Hurricane Matthew relief efforts begin in Houston area

In times of tragedy, the goodness of people always seems to shine through. At least two organizations in the Houston area are helping to aid victims of Hurricane Matthew, which has killed at least 260 people throughout Haiti and is setting its eye on the Florida coast.

In the next 24 hours, the Houston chapter of the American Red Cross will be on the road, setting out on a 13-hour drive, a little more than 1,000 miles to Orlando. The contingent will be delivering aid intended to those suffering the potential devastating impacts of Hurricane Matthew.

Behind the steering wheel of the Red Cross vehicles, you will find volunteers like Jon, serving hot meals to people sometimes without a bed to lie their head upon.

"This is where we serve hot meals from," says Jon from inside one of the trucks bound for Florida. "We put the (food) in a cam shell, (a) plastic cam shell and serve it through the windows."
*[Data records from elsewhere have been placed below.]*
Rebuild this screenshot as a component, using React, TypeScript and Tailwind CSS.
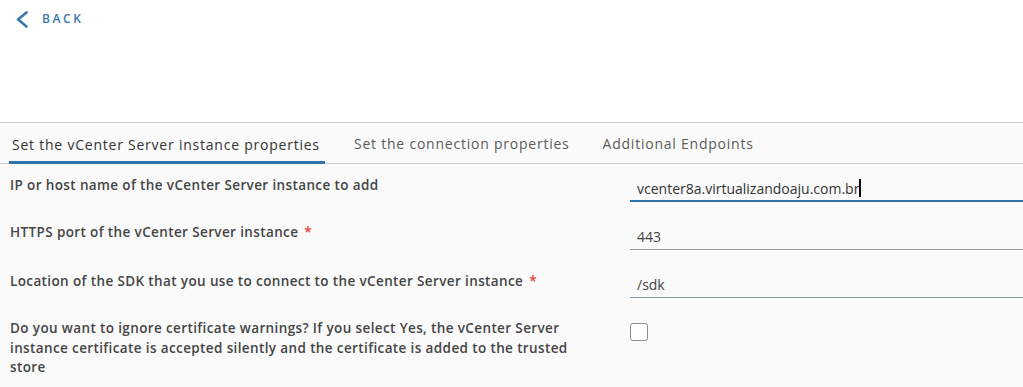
import React from "react";

const font = { fontFamily: '"Open Sans", "Liberation Sans", sans-serif' };

function Row({ label, required, children }: { label: React.ReactNode; required?: boolean; children: React.ReactNode }) {
  return (
    <div className="flex">
      <div className="w-[630px] shrink-0 pl-[10px] pr-[55px] text-[13.5px] tracking-[0.028em] font-semibold text-[#454545] leading-[19.5px]">
        {label}
        {required && <span className="ml-[6px] text-[#e0403a]">*</span>}
      </div>
      <div className="flex-1">{children}</div>
    </div>
  );
}

export default function App() {
  return (
    <div className="w-[1023px] h-[387px] overflow-hidden bg-[#fafafa]" style={font}>
      <div className="h-[123px] bg-white border-b border-[#cccccc]">
        <div className="flex items-center pl-[15px] pt-[10px] gap-[13px] text-[#3a77ac]">
          <svg width="14" height="17" viewBox="0 0 14 17" fill="none">
            <path d="M11.5 1.5 L3 8.5 L11.5 15.5" stroke="#3a77ac" strokeWidth="2.6" strokeLinecap="round" strokeLinejoin="round" />
          </svg>
          <span className="text-[12px] font-semibold tracking-[0.22em]">BACK</span>
        </div>
      </div>
      <div className="flex items-end h-[41px] border-b border-[#cccccc] pl-[9px]">
        <div className="pl-[3px] h-[40px] flex items-center border-b-[3px] border-[#2f73a8] mb-[-1px] text-[14px] tracking-[0.055em] text-[#333] w-[316px]">
          <span className="pt-[3px]">Set the vCenter Server instance properties</span>
        </div>
        <div className="pl-[29px] h-[40px] flex items-center text-[14px] tracking-[0.055em] text-[#5b5b5b]">
          <span className="pt-[1px]">Set the connection properties</span>
        </div>
        <div className="pl-[33px] h-[40px] flex items-center text-[14px] tracking-[0.055em] text-[#5b5b5b]">
          <span className="pt-[1px]">Additional Endpoints</span>
        </div>
      </div>
      <div className="flex flex-col pt-[12px]">
        <div className="h-[47px]">
          <Row label="IP or host name of the vCenter Server instance to add">
            <div className="h-[26px] border-b-2 border-[#2f73a8] pl-[7px] text-[14px] text-[#333] flex items-center">
              vcenter8a.virtualizandoaju.com.br<span className="inline-block w-[2px] h-[18px] bg-black"></span>
            </div>
          </Row>
        </div>
        <div className="h-[49px]">
          <Row label="HTTPS port of the vCenter Server instance" required>
            <div className="h-[27px] border-b border-[#9a9a9a] pl-[7px] text-[14px] text-[#454545] flex items-end pb-[2px]">443</div>
          </Row>
        </div>
        <div className="h-[47px]">
          <Row label="Location of the SDK that you use to connect to the vCenter Server instance" required>
            <div className="h-[26px] border-b border-[#8a9aa6] pl-[7px] text-[14px] text-[#454545] flex items-end pb-[2px]">/sdk</div>
          </Row>
        </div>
        <Row label="Do you want to ignore certificate warnings? If you select Yes, the vCenter Server instance certificate is accepted silently and the certificate is added to the trusted store">
          <div className="pt-[4px]">
            <div className="w-[18px] h-[18px] border border-[#8c8c8c] rounded-[3px] bg-white"></div>
          </div>
        </Row>
      </div>
    </div>
  );
}
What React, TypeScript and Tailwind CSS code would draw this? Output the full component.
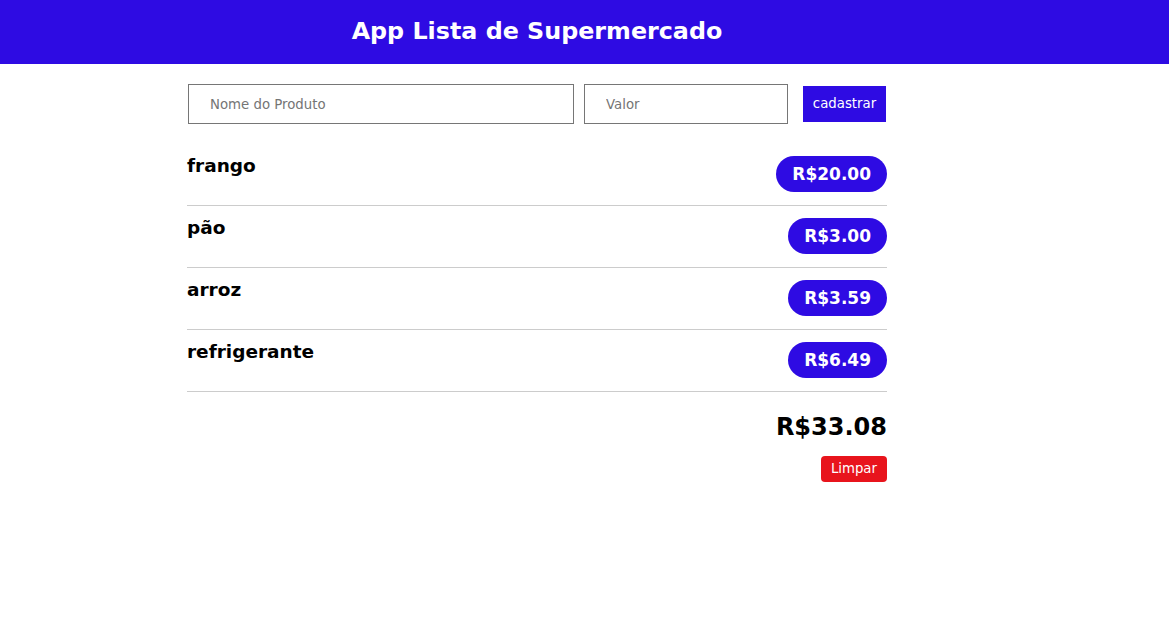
const items = [
  { name: "frango", price: 20.0 },
  { name: "pão", price: 3.0 },
  { name: "arroz", price: 3.59 },
  { name: "refrigerante", price: 6.49 },
];

export default function App() {
  const total = items.reduce((acc, i) => acc + i.price, 0);

  return (
    <div className="min-h-screen bg-white font-['DejaVu_Sans',sans-serif] text-black">
      <header className="h-16 bg-[#2e0be3]">
        <div className="ml-[187px] flex h-16 w-[700px] items-center justify-center">
          <h1 className="text-[23.8px] font-bold text-white">App Lista de Supermercado</h1>
        </div>
      </header>

      <main className="ml-[187px] w-[700px]">
        {/* form */}
        <div className="flex items-center pt-5">
          <input
            className="ml-px h-10 w-[386px] border border-[#767676] px-[21px] text-[13.3px] outline-none placeholder:text-[#757575]"
            placeholder="Nome do Produto"
          />
          <input
            className="ml-[10px] h-10 w-[204px] border border-[#767676] px-[21px] text-[13.3px] outline-none placeholder:text-[#757575]"
            placeholder="Valor"
          />
          <button className="ml-[15px] h-9 w-[83px] bg-[#2e0be3] text-[13.3px] text-white">
            cadastrar
          </button>
        </div>

        {/* list */}
        <ul className="mt-5">
          {items.map((item) => (
            <li
              key={item.name}
              className="flex h-[62px] justify-between border-b border-[#cccccc]"
            >
              <span className="pt-[10px] text-[18.5px] font-bold leading-[24px]">{item.name}</span>
              <span className="mt-3 flex h-9 items-center rounded-full bg-[#2e0be3] px-4 pt-[2px] text-[17px] font-bold text-white">
                R${item.price.toFixed(2)}
              </span>
            </li>
          ))}
        </ul>

        {/* total */}
        <div className="flex flex-col items-end">
          <p className="mt-[18px] text-[24px] font-bold leading-[34px]">R${total.toFixed(2)}</p>
          <button className="mt-3 h-[26px] rounded bg-[#e8141c] px-[10px] text-[13.3px] text-white">
            Limpar
          </button>
        </div>
      </main>
    </div>
  );
}
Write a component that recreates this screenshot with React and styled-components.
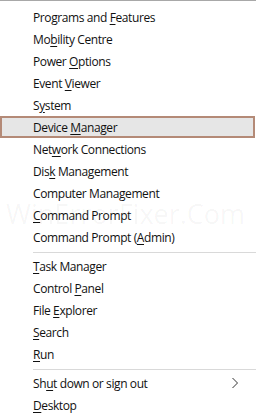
import React from 'react';
import styled, { createGlobalStyle } from 'styled-components';

const Global = createGlobalStyle`
    html, body {
        margin: 0;
        padding: 0;
        background: #fff;
    }
`;

const Menu = styled.div`
    position: relative;
    width: 256px;
    height: 417px;
    box-sizing: border-box;
    border-top: 1px solid #a8a8a8;
    padding-top: 5px;
    background: #fff;
    font-family: "Open Sans", "Noto Sans", sans-serif;
    font-size: 12px;
    letter-spacing: -0.4px;
    color: #111;
    overflow: hidden;
`;

const Item = styled.div`
    height: 22px;
    box-sizing: border-box;
    display: flex;
    align-items: center;
    padding: 0 12px 0 31px;
    margin-right: 1px;
    border: 2px solid ${ p => p.selected ? '#b48a77' : 'transparent' };
    background: ${ p => p.selected ? '#e6e6e6' : 'transparent' };
`;

const Label = styled.span`
    flex: 1;
    white-space: nowrap;
`;

const Key = styled.span`
    text-decoration: underline;
    text-underline-offset: 2px;
    text-decoration-thickness: 1px;
`;

const Chevron = styled.svg`
    width: 8px;
    height: 12px;
    margin-right: 2px;
`;

const Separator = styled.hr`
    border: 0;
    height: 1px;
    background: #d9d9d9;
    margin: 4px 0 2px 33px;
`;

const Watermark = styled.div`
    position: absolute;
    left: 6px;
    top: 194px;
    font-size: 27px;
    letter-spacing: 0;
    color: rgba(0, 0, 0, 0.045);
    white-space: nowrap;
    pointer-events: none;
`;

const groups = [
    [
        [ 'Programs and ', 'F', 'eatures' ],
        [ 'Mo', 'b', 'ility Centre' ],
        [ 'Power ', 'O', 'ptions' ],
        [ 'Event ', 'V', 'iewer' ],
        [ 'S', 'y', 'stem' ],
        [ 'Device ', 'M', 'anager', true ],
        [ 'Net', 'w', 'ork Connections' ],
        [ 'Dis', 'k', ' Management' ],
        [ 'Computer Mana', 'g', 'ement' ],
        [ '', 'C', 'ommand Prompt' ],
        [ 'Command Prompt (', 'A', 'dmin)' ],
    ],
    [
        [ '', 'T', 'ask Manager' ],
        [ 'Control ', 'P', 'anel' ],
        [ 'File ', 'E', 'xplorer' ],
        [ '', 'S', 'earch' ],
        [ '', 'R', 'un' ],
    ],
    [
        [ 'Sh', 'u', 't down or sign out', false, true ],
        [ '', 'D', 'esktop' ],
    ],
];

const App = () =>
    <>
        <Global />
        <Menu>
            { groups.map( ( group, gi ) =>
                <React.Fragment key={ gi }>
                    { gi > 0 && <Separator /> }
                    { group.map( ( [ pre, key, post, selected, sub ] ) =>
                        <Item key={ pre + key + post } selected={ selected }>
                            <Label>{ pre }<Key>{ key }</Key>{ post }</Label>
                            { sub &&
                                <Chevron viewBox="0 0 8 12">
                                    <path d="M1.5 1 L6.5 6 L1.5 11" fill="none" stroke="#333" strokeWidth="1" />
                                </Chevron> }
                        </Item>
                    ) }
                </React.Fragment>
            ) }
            <Watermark>WinErrorFixer.Com</Watermark>
        </Menu>
    </>;

export default App;
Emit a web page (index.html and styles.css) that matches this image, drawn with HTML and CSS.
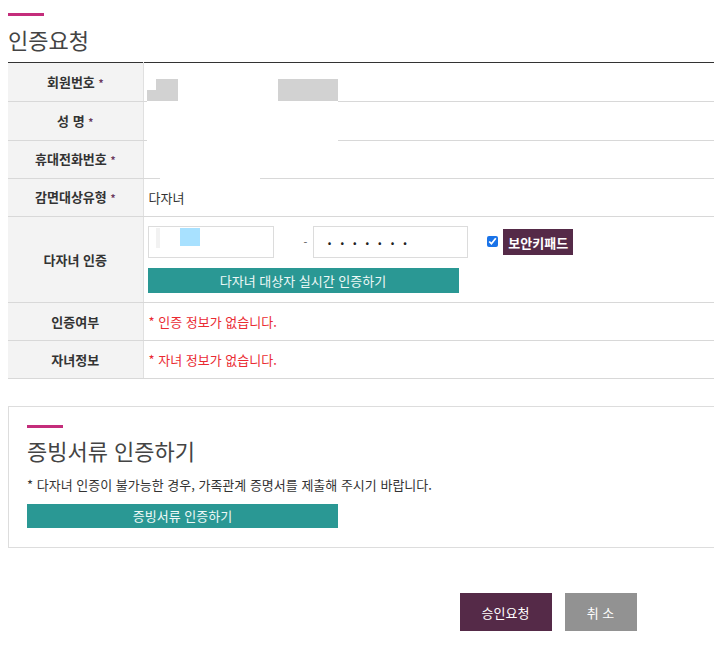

Hurricane Matthew has proven to be a formidable storm already, decimating one of the world's most fragile countries with respect to natural disasters.

One Houston non-governmental organization is stepping in and lending a "Helping Hand."

"Being in this global village, it is our duty as Muslims and as citizens of this world to take care, where there's need," says Ayub Mohamed. He also says Helping Hands is providing food and medical care for free to 250 families at a cost of just 25 dollars a week to the organization. Helping Hands seek donations but also doctors, due to a shortage of adequate medical care in Haiti.

"If there are medical professionals in Houston that are willing to donate their time to go to Haiti, please contact us directly," says Mohamed.

But for people like Jon and Mohamed, these relief efforts are truly about helping people who aren't able to help themselves by no fault of their own.

"I get personal joy out of it," says Jon.

"If you want to sleep with your stomach full then we should want the same thing for them, they're no different than us," says Mohamed.